### GIVEN DATA
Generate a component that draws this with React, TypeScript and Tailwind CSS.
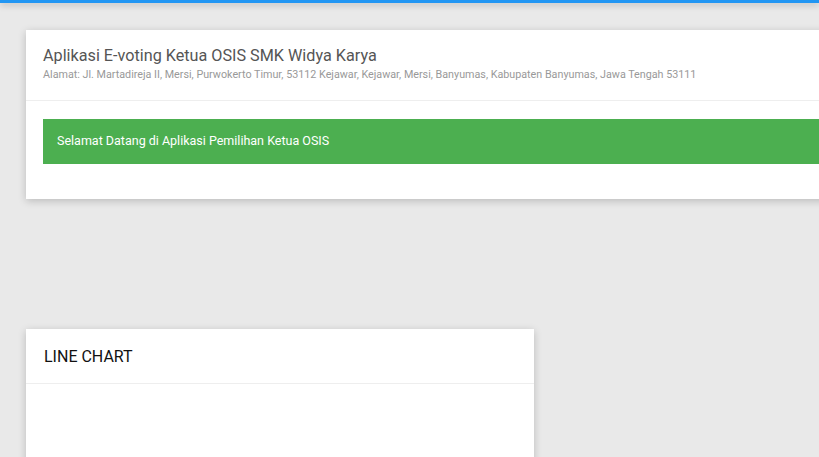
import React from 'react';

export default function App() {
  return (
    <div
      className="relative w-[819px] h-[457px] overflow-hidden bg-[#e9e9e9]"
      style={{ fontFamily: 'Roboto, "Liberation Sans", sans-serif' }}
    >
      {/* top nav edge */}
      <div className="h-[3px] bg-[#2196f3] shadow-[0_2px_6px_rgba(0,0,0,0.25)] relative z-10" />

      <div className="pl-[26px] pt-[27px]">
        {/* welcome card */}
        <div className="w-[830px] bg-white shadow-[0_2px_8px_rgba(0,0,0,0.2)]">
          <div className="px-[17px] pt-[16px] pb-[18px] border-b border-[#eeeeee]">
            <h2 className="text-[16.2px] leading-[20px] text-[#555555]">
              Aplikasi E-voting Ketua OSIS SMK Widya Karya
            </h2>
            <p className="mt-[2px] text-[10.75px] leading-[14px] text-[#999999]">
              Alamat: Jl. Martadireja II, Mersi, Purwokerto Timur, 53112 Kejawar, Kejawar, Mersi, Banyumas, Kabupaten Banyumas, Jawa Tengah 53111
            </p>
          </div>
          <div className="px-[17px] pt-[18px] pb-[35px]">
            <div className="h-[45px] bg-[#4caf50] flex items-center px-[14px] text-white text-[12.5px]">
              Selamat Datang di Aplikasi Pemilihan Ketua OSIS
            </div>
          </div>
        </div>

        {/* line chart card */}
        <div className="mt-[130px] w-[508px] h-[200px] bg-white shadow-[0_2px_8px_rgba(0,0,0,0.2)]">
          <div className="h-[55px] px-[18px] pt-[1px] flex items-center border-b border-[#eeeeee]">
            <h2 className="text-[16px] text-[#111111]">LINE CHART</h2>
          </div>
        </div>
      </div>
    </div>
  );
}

### EXERCISE BRIEF
Quote the material in full and exactly; do not carry over its pictures.

### RESULT BELOW
Generate a component that draws this with React, TypeScript and Tailwind CSS.
import React from 'react';

export default function App() {
  return (
    <div
      className="relative w-[819px] h-[457px] overflow-hidden bg-[#e9e9e9]"
      style={{ fontFamily: 'Roboto, "Liberation Sans", sans-serif' }}
    >
      {/* top nav edge */}
      <div className="h-[3px] bg-[#2196f3] shadow-[0_2px_6px_rgba(0,0,0,0.25)] relative z-10" />

      <div className="pl-[26px] pt-[27px]">
        {/* welcome card */}
        <div className="w-[830px] bg-white shadow-[0_2px_8px_rgba(0,0,0,0.2)]">
          <div className="px-[17px] pt-[16px] pb-[18px] border-b border-[#eeeeee]">
            <h2 className="text-[16.2px] leading-[20px] text-[#555555]">
              Aplikasi E-voting Ketua OSIS SMK Widya Karya
            </h2>
            <p className="mt-[2px] text-[10.75px] leading-[14px] text-[#999999]">
              Alamat: Jl. Martadireja II, Mersi, Purwokerto Timur, 53112 Kejawar, Kejawar, Mersi, Banyumas, Kabupaten Banyumas, Jawa Tengah 53111
            </p>
          </div>
          <div className="px-[17px] pt-[18px] pb-[35px]">
            <div className="h-[45px] bg-[#4caf50] flex items-center px-[14px] text-white text-[12.5px]">
              Selamat Datang di Aplikasi Pemilihan Ketua OSIS
            </div>
          </div>
        </div>

        {/* line chart card */}
        <div className="mt-[130px] w-[508px] h-[200px] bg-white shadow-[0_2px_8px_rgba(0,0,0,0.2)]">
          <div className="h-[55px] px-[18px] pt-[1px] flex items-center border-b border-[#eeeeee]">
            <h2 className="text-[16px] text-[#111111]">LINE CHART</h2>
          </div>
        </div>
      </div>
    </div>
  );
}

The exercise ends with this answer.